Compare that to a modern ERP with built-in warehouse management functionality. For SMB distributors, the total cost difference is substantial — and the operational complexity of maintaining two integrated systems rarely justifies itself unless warehouse operations are genuinely complex.

Where the Lines Blur

Modern ERP platforms — including Centerprism — include full warehouse management modules: barcode scanning, bin/shelf location tracking, pick-pack-ship workflows, and mobile picking via smartphone rather than dedicated handhelds. In practice, an ERP's built-in WMS module covers 80–90% of what a standalone WMS provides, without the added integration cost and maintenance burden.


Which Does Your Business Actually Need?

The right answer depends on warehouse complexity, order volume, number of locations, SKU count, and whether you use automation. Here's a practical framework:

Scenario-Based Guidance

Single-location distributor, hundreds to a few thousand SKUs, standard pick-pack-ship: ERP with built-in warehouse management is the right fit. The cost and complexity of a standalone WMS simply isn't justified at this scale.

Multi-location wholesaler with high daily order volumes, complex routing, automated picking, or lot traceability requirements: Start with ERP, then evaluate adding a WMS module when specific operational gaps emerge. For most in this category, ERP handles it — but volume and complexity may eventually make a dedicated WMS worth considering.

Small distributor currently running on spreadsheets or disconnected tools: Start with ERP. The operational gains from replacing siloed tools with a unified platform will far outweigh anything WMS-specific at this stage — full stop.
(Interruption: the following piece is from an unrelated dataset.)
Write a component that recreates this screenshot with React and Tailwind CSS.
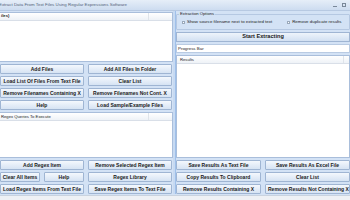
import React from 'react';

const font = { fontFamily: '"Liberation Sans", Arial, sans-serif' };

const Btn = ({ children, className = '' }) => (
  <button
    className={`h-[10px] flex items-center justify-center whitespace-nowrap overflow-hidden text-[5px] font-bold text-[#1a1a1a] border border-[#9fb5d3] rounded-[1px] bg-gradient-to-b from-[#f4f8fd] to-[#d6e3f3] leading-none ${className}`}
  >
    {children}
  </button>
);

const ListHeader = ({ children }) => (
  <div className="h-[8px] flex items-center border-b border-[#d9dfe8] bg-gradient-to-b from-white to-[#eef2f7] text-[4.2px] text-[#222] leading-none">
    <span className="pl-[1px] flex-1 truncate">{children}</span>
    <span className="w-[24px] h-full border-l border-[#dfe4ea]" />
  </div>
);

export default function App() {
  return (
    <div className="w-[350px] h-[200px] overflow-hidden flex flex-col bg-[#d3e2f5]" style={font}>
      {/* title bar */}
      <div className="h-[11px] flex items-center justify-between bg-gradient-to-b from-[#e6eef8] to-[#cddcf0] border-b border-[#b7c9e2]">
        <span className="text-[4.4px] text-[#55657a] leading-none -ml-[1px] whitespace-nowrap">
          Extract Data From Text Files Using Regular Expressions Software
        </span>
        <div className="flex items-center gap-[5px] pr-[4px]">
          <span className="w-[4px] h-[1px] bg-[#7a8899] mt-[3px]" />
          <span className="w-[4px] h-[4px] border border-[#7a8899]" />
        </div>
      </div>

      <div className="flex-1 flex min-h-0">
        {/* left panel */}
        <div className="w-[173px] flex flex-col">
          <div className="h-[51px] mt-[1px] bg-white border border-[#a9bedb] border-l-0 flex flex-col">
            <ListHeader>
              <span className="font-bold">iles)</span>
            </ListHeader>
          </div>
          <div className="grid grid-cols-2 gap-x-[4px] gap-y-[2px] mt-[2px] pr-[1px]">
            <Btn>Add Files</Btn>
            <Btn>Add All Files In Folder</Btn>
            <Btn>Load List Of Files From Text File</Btn>
            <Btn>Clear List</Btn>
            <Btn>Remove Filenames Containing X</Btn>
            <Btn>Remove Filenames Not Cont. X</Btn>
            <Btn>Help</Btn>
            <Btn>Load Sample/Example Files</Btn>
          </div>
          <div className="h-[46px] mt-[2px] bg-white border border-[#a9bedb] border-l-0 flex flex-col">
            <ListHeader>Regex Queries To Execute</ListHeader>
          </div>
          <div className="grid grid-cols-2 gap-x-[4px] gap-y-[2px] mt-[2px] pr-[1px]">
            <Btn>Add Regex Item</Btn>
            <Btn>Remove Selected Regex Item</Btn>
            <div className="grid grid-cols-2 gap-x-[4px]">
              <Btn>Clear All Items</Btn>
              <Btn>Help</Btn>
            </div>
            <Btn>Regex Library</Btn>
            <Btn>Load Regex Items From Text File</Btn>
            <Btn>Save Regex Items To Text File</Btn>
          </div>
        </div>

        {/* splitter */}
        <div className="w-[3px] bg-[#c7daf2] border-r border-[#9fc0ea]" />

        {/* right panel */}
        <div className="flex-1 flex flex-col">
          <div className="h-[16px] border border-[#b5c8e2] rounded-[1px] relative mt-[3px]">
            <span className="absolute -top-[3px] left-[2px] bg-[#d3e2f5] px-[1px] text-[4.2px] text-[#222] leading-none">
              Extraction Options
            </span>
            <div className="flex items-center h-full pt-[1px] text-[4.4px] text-[#222] leading-none">
              <span className="ml-[5px] w-[3px] h-[3px] border border-[#9aa9bb] bg-white" />
              <span className="ml-[2px] whitespace-nowrap">Show source filename next to extracted text</span>
              <span className="ml-[15px] w-[3px] h-[3px] border border-[#9aa9bb] bg-white" />
              <span className="ml-[2px] whitespace-nowrap">Remove duplicate results</span>
            </div>
          </div>
          <div className="mt-[2px] h-[11px] flex items-center justify-center border border-[#9fb5d3] bg-gradient-to-b from-[#eef4fb] to-[#d2e0f2] text-[5.6px] font-bold text-[#1a1a1a] leading-none">
            Start Extracting
          </div>
          <div className="mt-[2px] h-[9px] flex items-center bg-white border border-[#b9cbe3] text-[4.4px] text-[#222] leading-none pl-[1px]">
            Progress Bar
          </div>
          <div className="mt-[2px] h-[106px] bg-white border border-[#a9bedb] flex flex-col">
            <div className="h-[8px] flex items-center border-b border-[#d9dfe8] bg-gradient-to-b from-white to-[#eef2f7] text-[4.2px] text-[#222] leading-none">
              <span className="pl-[3px] flex-1">Results</span>
              <span className="w-[6px] h-full border-l border-[#dfe4ea]" />
            </div>
          </div>
          <div className="grid grid-cols-2 gap-x-[4px] gap-y-[2px] mt-[2px]">
            <Btn>Save Results As Text File</Btn>
            <Btn>Save Results As Excel File</Btn>
            <Btn>Copy Results To Clipboard</Btn>
            <Btn>Clear List</Btn>
            <Btn>Remove Results Containing X</Btn>
            <Btn className="justify-start pl-[2px]">Remove Results Not Containing X</Btn>
          </div>
        </div>
      </div>

      {/* status strip */}
      <div className="h-[5px] mt-[1px] bg-[#eef1f5] border-t border-[#c9d3df]" />
    </div>
  );
}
Three-scenario decision framework choosing between ERP and WMS for distributors

A Real-World Example

Quality Material Handling, a wholesale distributor and manufacturer with 50–100 employees and $10M–$50M in revenue, replaced Sage 100, paper processes, and spreadsheets with Acumatica Cloud ERP. The result: month-end close time dropped 82% to 11 days, and reporting that previously took hours was reduced to 15 minutes. That's the operational lift most SMB distributors actually need — unified business management, not specialized warehouse software.

What Most SMB Distributors Actually Need

For most small-to-medium distributors and wholesalers, a full-spectrum ERP covers all the warehouse and business management functionality needed in one platform — without the overhead of a standalone WMS.

Centerprism is built for distributors and wholesalers on Microsoft Dynamics GP — with real-time analytics via PrismView™, automated receivables, and same-day implementation. To explore whether it fits your operation, call 1-800-814-6631 or visit centerprism.com.


Frequently Asked Questions

What are ERP systems in warehouse management?

ERP systems include warehouse management as a core module — covering inventory tracking, receiving, pick-pack-ship workflows, and bin locations — all integrated with financials, sales, and purchasing. Warehouse activity automatically updates financial records and order statuses without manual intervention.

What are the main types of ERP systems?

The three main deployment types are on-premises (installed on company servers), cloud-based/SaaS (hosted and accessed online), and industry-specific ERP (built for sectors like distribution, manufacturing, or retail). Cloud-based ERP suits most SMBs well — lower upfront costs and faster implementation make it the practical default.

Can ERP software replace a standalone WMS?

For most small-to-medium distributors and wholesalers, yes. A modern ERP with built-in warehouse management features covers the core functionality needed at a fraction of the cost. Standalone WMS becomes necessary only for large-scale operations with warehouse automation, multi-warehouse routing, or advanced lot traceability requirements.

Which is better for small and mid-sized distributors — WMS or ERP?

ERP is almost always the better starting point. It covers warehouse operations alongside financials, sales, and purchasing in one system — at significantly lower cost and complexity than deploying a standalone WMS that still requires a separate ERP to manage everything outside the warehouse.

How do WMS and ERP work together?

ERP handles business-level functions — orders, invoicing, financials, purchasing — while WMS manages real-time warehouse execution. They exchange data to keep records in sync, though integration requires setup, ongoing maintenance, and adds meaningful cost.

What is the cost difference between WMS and ERP software?

Standalone WMS mid-market implementations typically run $150,000–$500,000 in year one, including software, implementation, and ERP integration. Cloud ERP solutions, by contrast, typically cost SMBs $10,000–$75,000 annually — and include warehouse management built in, with no separate integration bill on top.